Short problem
Pictures stay out of the copy; set down each line of the listing below exactly.

--- Data lines ---

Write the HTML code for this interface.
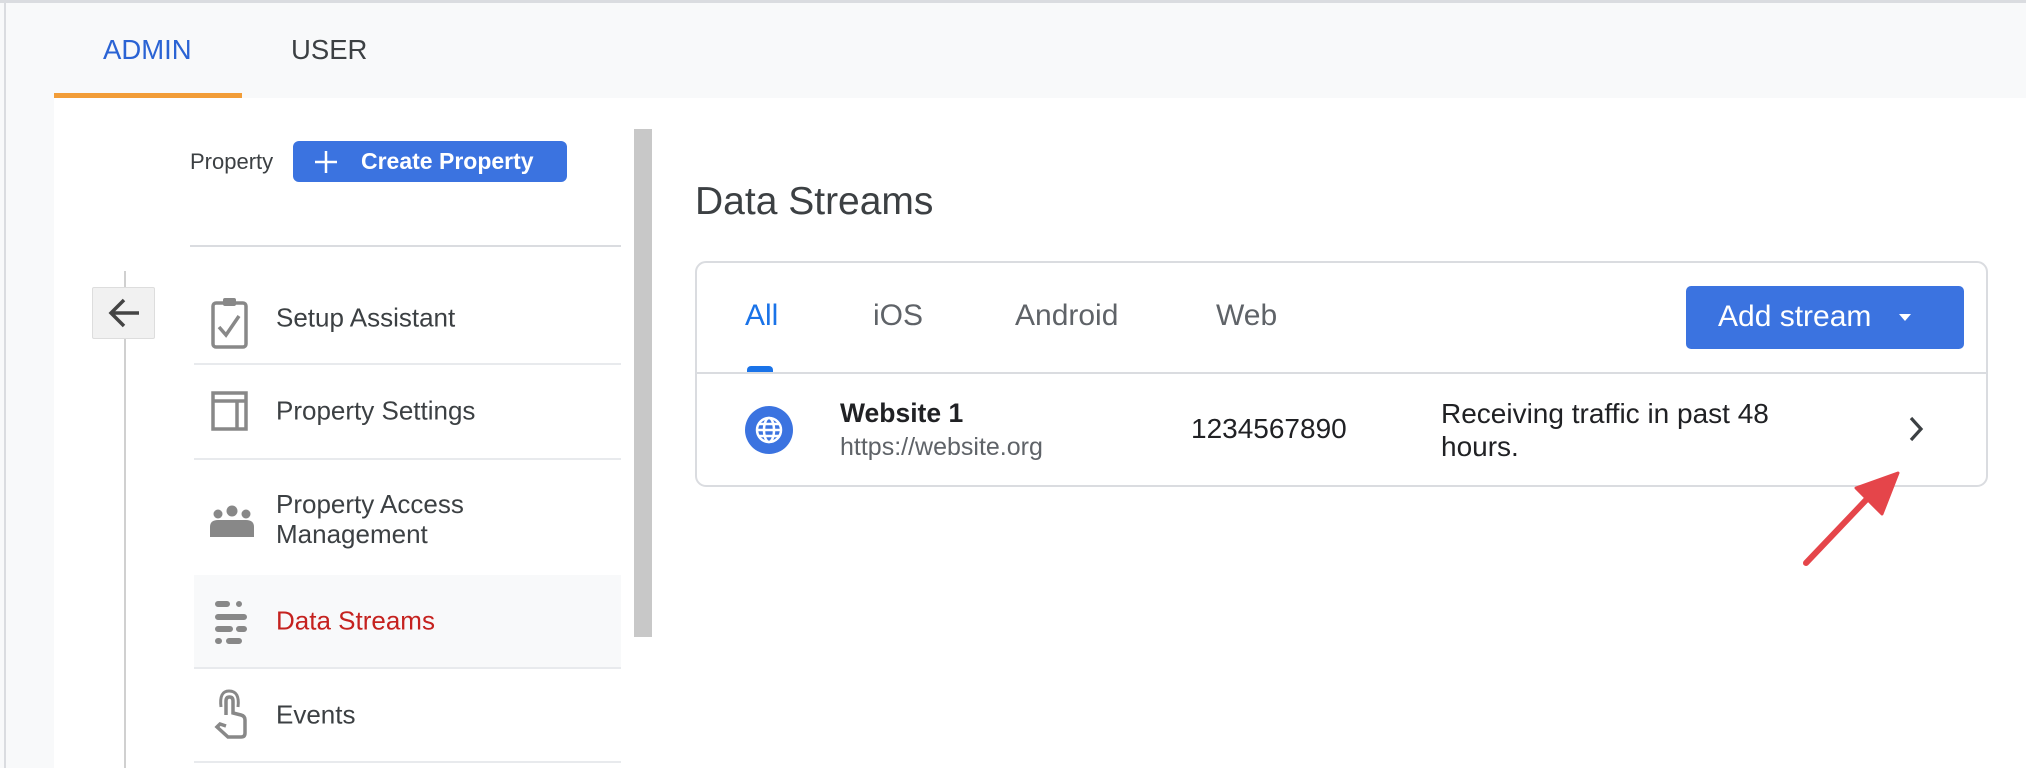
<!DOCTYPE html>
<html><head><meta charset="utf-8"><style>
*{margin:0;padding:0;box-sizing:border-box}
body{width:2026px;height:768px;overflow:hidden;background:#f8f9fa;font-family:"Liberation Sans",sans-serif;position:relative;color:#3c4043}
.a{position:absolute;white-space:nowrap}
.hr{position:absolute;height:2px;background:#e8eaed}
.nav{position:absolute;left:276px;font-size:26px;color:#3c4043;transform:translateY(-50%)}
</style></head><body>
<div class="a" style="left:0;top:0;width:2026px;height:3px;background:#dadce0"></div>
<div class="a" style="left:4px;top:0;width:2px;height:768px;background:#dadce0"></div>
<div class="a" style="left:103px;top:34px;font-size:27.5px;color:#2a63d4">ADMIN</div>
<div class="a" style="left:291px;top:34px;font-size:27.5px;color:#3c4043">USER</div>
<div class="a" style="left:54px;top:98px;width:1972px;height:670px;background:#fff"></div>
<div class="a" style="left:54px;top:93px;width:188px;height:5px;background:#f29d38"></div>

<div class="a" style="left:190px;top:149px;font-size:22px;color:#3c4043">Property</div>
<div class="a" style="left:293px;top:141px;width:274px;height:41px;background:#3b73e0;border-radius:6px;color:#fff;font-size:23px;font-weight:bold">
<svg style="position:absolute;left:21px;top:9px" width="24" height="24"><path d="M12 1V23M1 12H23" stroke="#fff" stroke-width="2.5"/></svg>
<span style="position:absolute;left:68px;top:7px">Create Property</span></div>
<div class="hr" style="left:190px;top:245px;width:431px;background:#dadce0"></div>
<div class="a" style="left:634px;top:129px;width:18px;height:508px;background:#c8c8c8"></div>
<div class="a" style="left:124px;top:271px;width:2px;height:497px;background:#d0d0d0"></div>
<div class="a" style="left:92px;top:287px;width:63px;height:52px;background:#f1f1f1;border:1px solid #ddd;border-radius:2px">
<svg style="position:absolute;left:14px;top:8px" width="34" height="34"><path d="M32 17H4M17 4L4 17L17 30" stroke="#444" stroke-width="3.5" fill="none"/></svg></div>

<svg class="a" style="left:211px;top:296px" width="40" height="56"><rect x="2" y="7" width="33" height="44" rx="3" fill="none" stroke="#888" stroke-width="3.5"/><rect x="12" y="2" width="13" height="8" rx="2" fill="#888"/><path d="M8 31L15 39L28 20" stroke="#888" stroke-width="3.5" fill="none"/></svg>
<div class="nav" style="top:318px">Setup Assistant</div>
<div class="hr" style="left:194px;top:363px;width:427px"></div>
<svg class="a" style="left:211px;top:391px" width="38" height="40"><rect x="2" y="2" width="33" height="36" fill="none" stroke="#888" stroke-width="3.5"/><path d="M2 10H35M26 10V38" stroke="#888" stroke-width="3.5"/></svg>
<div class="nav" style="top:411px">Property Settings</div>
<div class="hr" style="left:194px;top:458px;width:427px"></div>
<svg class="a" style="left:209px;top:502px" width="46" height="36"><circle cx="9" cy="12" r="4.5" fill="#888"/><circle cx="23" cy="9" r="5.5" fill="#888"/><circle cx="37" cy="12" r="4.5" fill="#888"/><path d="M1 35V25Q1 18 9 18H37Q45 18 45 25V35Z" fill="#888"/></svg>
<div class="nav" style="top:519px;line-height:30px">Property Access<br>Management</div>
<div class="a" style="left:194px;top:575px;width:427px;height:93px;background:#f8f9fa"></div>
<svg class="a" style="left:211px;top:598px" width="38" height="52"><g stroke="#888" stroke-width="6" stroke-linecap="round"><path d="M7 6H16M28 6H28M7 19H33M7 31H19M28 31H33M7 43H8M18 43H28M33 19H33"/></g></svg>
<div class="nav" style="top:621px;color:#c5221f">Data Streams</div>
<div class="hr" style="left:194px;top:667px;width:427px"></div>
<svg class="a" style="left:211px;top:689px" width="36" height="50"><path d="M15 26V12Q15 8 18.5 8Q22 8 22 12V24L30 26Q34 27 34 31V44Q34 48 30 48H17L6 38L9 35L15 37" fill="none" stroke="#888" stroke-width="3.5"/><path d="M10 18Q8 2 18 2Q29 2 27 18" fill="none" stroke="#888" stroke-width="3"/></svg>
<div class="nav" style="top:715px">Events</div>
<div class="hr" style="left:194px;top:761px;width:427px"></div>

<div class="a" style="left:695px;top:180px;font-size:39px;color:#3c4043">Data Streams</div>
<div class="a" style="left:695px;top:261px;width:1293px;height:226px;border:2px solid #dadce0;border-radius:11px"></div>
<div class="a" style="left:745px;top:299px;font-size:30px;color:#1a73e8">All</div>
<div class="a" style="left:873px;top:299px;font-size:30px;color:#5f6368">iOS</div>
<div class="a" style="left:1015px;top:299px;font-size:30px;color:#5f6368">Android</div>
<div class="a" style="left:1216px;top:299px;font-size:30px;color:#5f6368">Web</div>
<div class="a" style="left:747px;top:366px;width:26px;height:7px;background:#1a73e8;border-radius:4px 4px 0 0"></div>
<div class="a" style="left:697px;top:372px;width:1289px;height:2px;background:#dadce0"></div>
<div class="a" style="left:1686px;top:286px;width:278px;height:63px;background:#3b73e0;border-radius:5px;color:#fff;font-size:30px">
<span style="position:absolute;left:32px;top:14px">Add stream</span>
<svg style="position:absolute;left:212px;top:27px" width="14" height="10"><path d="M1 1H13L7 8Z" fill="#fff"/></svg></div>
<svg class="a" style="left:745px;top:406px" width="48" height="48"><circle cx="24" cy="24" r="24" fill="#3b73e0"/><g fill="none" stroke="#fff" stroke-width="2.5"><circle cx="24" cy="24" r="12"/><ellipse cx="24" cy="24" rx="5" ry="12"/><path d="M12 24H36M14 18H34M14 30H34"/></g></svg>
<div class="a" style="left:840px;top:398px;font-size:26.5px;font-weight:bold;color:#202124">Website 1</div>
<div class="a" style="left:840px;top:433px;font-size:25px;color:#5f6368">https://website.org</div>
<div class="a" style="left:1191px;top:413px;font-size:28px;color:#202124">1234567890</div>
<div class="a" style="left:1441px;top:397px;font-size:28px;color:#202124;line-height:33px">Receiving traffic in past 48<br>hours.</div>
<svg class="a" style="left:1906px;top:415px" width="20" height="28"><path d="M5 3L15 14L5 25" stroke="#3c4043" stroke-width="3.2" fill="none"/></svg>
<svg class="a" style="left:1790px;top:460px" width="120" height="120"><path d="M16 103L76 40" stroke="#e5454a" stroke-width="6" stroke-linecap="round"/><path d="M108 13L66 28L92 54Z" fill="#e5454a" stroke="#e5454a" stroke-width="3" stroke-linejoin="round"/></svg>
</body></html>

---

Written response
Write the HTML code for this interface.
<!DOCTYPE html>
<html><head><meta charset="utf-8"><style>
*{margin:0;padding:0;box-sizing:border-box}
body{width:2026px;height:768px;overflow:hidden;background:#f8f9fa;font-family:"Liberation Sans",sans-serif;position:relative;color:#3c4043}
.a{position:absolute;white-space:nowrap}
.hr{position:absolute;height:2px;background:#e8eaed}
.nav{position:absolute;left:276px;font-size:26px;color:#3c4043;transform:translateY(-50%)}
</style></head><body>
<div class="a" style="left:0;top:0;width:2026px;height:3px;background:#dadce0"></div>
<div class="a" style="left:4px;top:0;width:2px;height:768px;background:#dadce0"></div>
<div class="a" style="left:103px;top:34px;font-size:27.5px;color:#2a63d4">ADMIN</div>
<div class="a" style="left:291px;top:34px;font-size:27.5px;color:#3c4043">USER</div>
<div class="a" style="left:54px;top:98px;width:1972px;height:670px;background:#fff"></div>
<div class="a" style="left:54px;top:93px;width:188px;height:5px;background:#f29d38"></div>

<div class="a" style="left:190px;top:149px;font-size:22px;color:#3c4043">Property</div>
<div class="a" style="left:293px;top:141px;width:274px;height:41px;background:#3b73e0;border-radius:6px;color:#fff;font-size:23px;font-weight:bold">
<svg style="position:absolute;left:21px;top:9px" width="24" height="24"><path d="M12 1V23M1 12H23" stroke="#fff" stroke-width="2.5"/></svg>
<span style="position:absolute;left:68px;top:7px">Create Property</span></div>
<div class="hr" style="left:190px;top:245px;width:431px;background:#dadce0"></div>
<div class="a" style="left:634px;top:129px;width:18px;height:508px;background:#c8c8c8"></div>
<div class="a" style="left:124px;top:271px;width:2px;height:497px;background:#d0d0d0"></div>
<div class="a" style="left:92px;top:287px;width:63px;height:52px;background:#f1f1f1;border:1px solid #ddd;border-radius:2px">
<svg style="position:absolute;left:14px;top:8px" width="34" height="34"><path d="M32 17H4M17 4L4 17L17 30" stroke="#444" stroke-width="3.5" fill="none"/></svg></div>

<svg class="a" style="left:211px;top:296px" width="40" height="56"><rect x="2" y="7" width="33" height="44" rx="3" fill="none" stroke="#888" stroke-width="3.5"/><rect x="12" y="2" width="13" height="8" rx="2" fill="#888"/><path d="M8 31L15 39L28 20" stroke="#888" stroke-width="3.5" fill="none"/></svg>
<div class="nav" style="top:318px">Setup Assistant</div>
<div class="hr" style="left:194px;top:363px;width:427px"></div>
<svg class="a" style="left:211px;top:391px" width="38" height="40"><rect x="2" y="2" width="33" height="36" fill="none" stroke="#888" stroke-width="3.5"/><path d="M2 10H35M26 10V38" stroke="#888" stroke-width="3.5"/></svg>
<div class="nav" style="top:411px">Property Settings</div>
<div class="hr" style="left:194px;top:458px;width:427px"></div>
<svg class="a" style="left:209px;top:502px" width="46" height="36"><circle cx="9" cy="12" r="4.5" fill="#888"/><circle cx="23" cy="9" r="5.5" fill="#888"/><circle cx="37" cy="12" r="4.5" fill="#888"/><path d="M1 35V25Q1 18 9 18H37Q45 18 45 25V35Z" fill="#888"/></svg>
<div class="nav" style="top:519px;line-height:30px">Property Access<br>Management</div>
<div class="a" style="left:194px;top:575px;width:427px;height:93px;background:#f8f9fa"></div>
<svg class="a" style="left:211px;top:598px" width="38" height="52"><g stroke="#888" stroke-width="6" stroke-linecap="round"><path d="M7 6H16M28 6H28M7 19H33M7 31H19M28 31H33M7 43H8M18 43H28M33 19H33"/></g></svg>
<div class="nav" style="top:621px;color:#c5221f">Data Streams</div>
<div class="hr" style="left:194px;top:667px;width:427px"></div>
<svg class="a" style="left:211px;top:689px" width="36" height="50"><path d="M15 26V12Q15 8 18.5 8Q22 8 22 12V24L30 26Q34 27 34 31V44Q34 48 30 48H17L6 38L9 35L15 37" fill="none" stroke="#888" stroke-width="3.5"/><path d="M10 18Q8 2 18 2Q29 2 27 18" fill="none" stroke="#888" stroke-width="3"/></svg>
<div class="nav" style="top:715px">Events</div>
<div class="hr" style="left:194px;top:761px;width:427px"></div>

<div class="a" style="left:695px;top:180px;font-size:39px;color:#3c4043">Data Streams</div>
<div class="a" style="left:695px;top:261px;width:1293px;height:226px;border:2px solid #dadce0;border-radius:11px"></div>
<div class="a" style="left:745px;top:299px;font-size:30px;color:#1a73e8">All</div>
<div class="a" style="left:873px;top:299px;font-size:30px;color:#5f6368">iOS</div>
<div class="a" style="left:1015px;top:299px;font-size:30px;color:#5f6368">Android</div>
<div class="a" style="left:1216px;top:299px;font-size:30px;color:#5f6368">Web</div>
<div class="a" style="left:747px;top:366px;width:26px;height:7px;background:#1a73e8;border-radius:4px 4px 0 0"></div>
<div class="a" style="left:697px;top:372px;width:1289px;height:2px;background:#dadce0"></div>
<div class="a" style="left:1686px;top:286px;width:278px;height:63px;background:#3b73e0;border-radius:5px;color:#fff;font-size:30px">
<span style="position:absolute;left:32px;top:14px">Add stream</span>
<svg style="position:absolute;left:212px;top:27px" width="14" height="10"><path d="M1 1H13L7 8Z" fill="#fff"/></svg></div>
<svg class="a" style="left:745px;top:406px" width="48" height="48"><circle cx="24" cy="24" r="24" fill="#3b73e0"/><g fill="none" stroke="#fff" stroke-width="2.5"><circle cx="24" cy="24" r="12"/><ellipse cx="24" cy="24" rx="5" ry="12"/><path d="M12 24H36M14 18H34M14 30H34"/></g></svg>
<div class="a" style="left:840px;top:398px;font-size:26.5px;font-weight:bold;color:#202124">Website 1</div>
<div class="a" style="left:840px;top:433px;font-size:25px;color:#5f6368">https://website.org</div>
<div class="a" style="left:1191px;top:413px;font-size:28px;color:#202124">1234567890</div>
<div class="a" style="left:1441px;top:397px;font-size:28px;color:#202124;line-height:33px">Receiving traffic in past 48<br>hours.</div>
<svg class="a" style="left:1906px;top:415px" width="20" height="28"><path d="M5 3L15 14L5 25" stroke="#3c4043" stroke-width="3.2" fill="none"/></svg>
<svg class="a" style="left:1790px;top:460px" width="120" height="120"><path d="M16 103L76 40" stroke="#e5454a" stroke-width="6" stroke-linecap="round"/><path d="M108 13L66 28L92 54Z" fill="#e5454a" stroke="#e5454a" stroke-width="3" stroke-linejoin="round"/></svg>
</body></html>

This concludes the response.